Detection of a 1.59 h period in the B supergiant star HD 202850

• Published in: Astronomy and astrophysics (Berlin) Vol. 542; p. L32
• Main Authors: Kraus, M., Tomić, S., Oksala, M. E., Smole, M.
• Format: Journal Article
• Language: English
• Published: Les Ulis EDP Sciences 01.06.2012
• Subjects: Astronomy; Earth, ocean, space; Exact sciences and technology; stars: atmospheres; stars: early-type; stars: individual: HD 202850; stars: oscillations; supergiants; stars: atmospheres; stars: individual: HD 202850; B stars; Line shape; Variability; Time series; Stellar pulsations; Massive stars; Early type stars; stars: early-type; stars: oscillations; Short term variation; Supergiant stars; Instability; Stellar rotation; supergiants; Optical spectrum
• ISSN: 0004-6361; 1432-0746
• DOI: 10.1051/0004-6361/201219319

Context.
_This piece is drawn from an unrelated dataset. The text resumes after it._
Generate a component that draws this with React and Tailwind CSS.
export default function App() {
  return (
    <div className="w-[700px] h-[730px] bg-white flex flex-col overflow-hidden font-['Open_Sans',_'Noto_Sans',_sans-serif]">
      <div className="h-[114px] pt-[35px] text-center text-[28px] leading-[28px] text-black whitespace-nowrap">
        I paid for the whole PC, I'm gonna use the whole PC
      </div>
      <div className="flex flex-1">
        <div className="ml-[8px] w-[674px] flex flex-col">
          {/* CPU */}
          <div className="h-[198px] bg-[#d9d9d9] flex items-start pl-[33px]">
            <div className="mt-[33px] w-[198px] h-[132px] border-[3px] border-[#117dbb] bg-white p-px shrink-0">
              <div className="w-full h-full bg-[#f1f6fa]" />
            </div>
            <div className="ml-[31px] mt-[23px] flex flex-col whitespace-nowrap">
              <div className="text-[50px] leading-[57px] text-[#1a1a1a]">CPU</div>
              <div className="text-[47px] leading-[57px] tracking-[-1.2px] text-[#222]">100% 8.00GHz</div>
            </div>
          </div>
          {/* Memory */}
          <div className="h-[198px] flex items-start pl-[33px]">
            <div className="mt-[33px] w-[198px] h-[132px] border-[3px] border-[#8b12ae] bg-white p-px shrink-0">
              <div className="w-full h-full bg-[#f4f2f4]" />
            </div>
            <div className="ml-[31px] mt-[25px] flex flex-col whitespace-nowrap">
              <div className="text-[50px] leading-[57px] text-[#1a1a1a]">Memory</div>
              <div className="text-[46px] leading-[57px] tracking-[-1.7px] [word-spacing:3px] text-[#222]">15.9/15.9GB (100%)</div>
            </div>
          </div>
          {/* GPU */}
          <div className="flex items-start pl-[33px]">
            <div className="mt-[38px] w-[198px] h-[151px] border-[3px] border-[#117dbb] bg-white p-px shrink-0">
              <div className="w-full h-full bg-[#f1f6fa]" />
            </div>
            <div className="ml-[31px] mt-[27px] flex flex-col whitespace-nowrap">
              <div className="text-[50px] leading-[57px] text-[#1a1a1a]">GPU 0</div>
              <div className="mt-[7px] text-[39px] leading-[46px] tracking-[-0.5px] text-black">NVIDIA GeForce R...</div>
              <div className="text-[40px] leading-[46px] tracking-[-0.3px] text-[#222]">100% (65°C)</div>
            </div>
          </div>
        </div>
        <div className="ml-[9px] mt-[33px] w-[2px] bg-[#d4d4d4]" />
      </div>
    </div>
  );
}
Photospheric lines of B-type supergiants show variability in their profile shapes. In addition, their widths are much wider than can be accounted for purely by stellar rotation. This excess broadening is often referred to as macroturbulence. Both effects have been linked to stellar oscillations, but B supergiants have not been systematically searched yet for the presence of especially short-term variability caused by stellar pulsations. Aims. We have started an observational campaign to investigate the line profile variability of photospheric lines in a sample of Galactic B supergiants. These observations aim to improve our understanding of the physical effects acting in the atmospheres of evolved massive stars. Methods. We obtained four time-series of high-quality optical spectra for the Galactic B supergiant HD 202850. The spectral coverage of about 500 Å around Hα encompasses the Si ii λλ6347,6371, and the He i λ6678 photospheric lines. The line profiles were analysed by means of the moment method. Results. The time-series of the photospheric Si ii and He i lines display a simultaneous, periodic variability in their profile shapes. Proper analysis revealed a period of 1.59 h in all three lines. This period is found to be stable with time over the observed span of 19 months. This period is much shorter than the rotation period of the star and might be ascribed to stellar oscillations. Since the star seems to fall outside the currently known pulsational instability domains, the nature of the discovered oscillation remains unclear.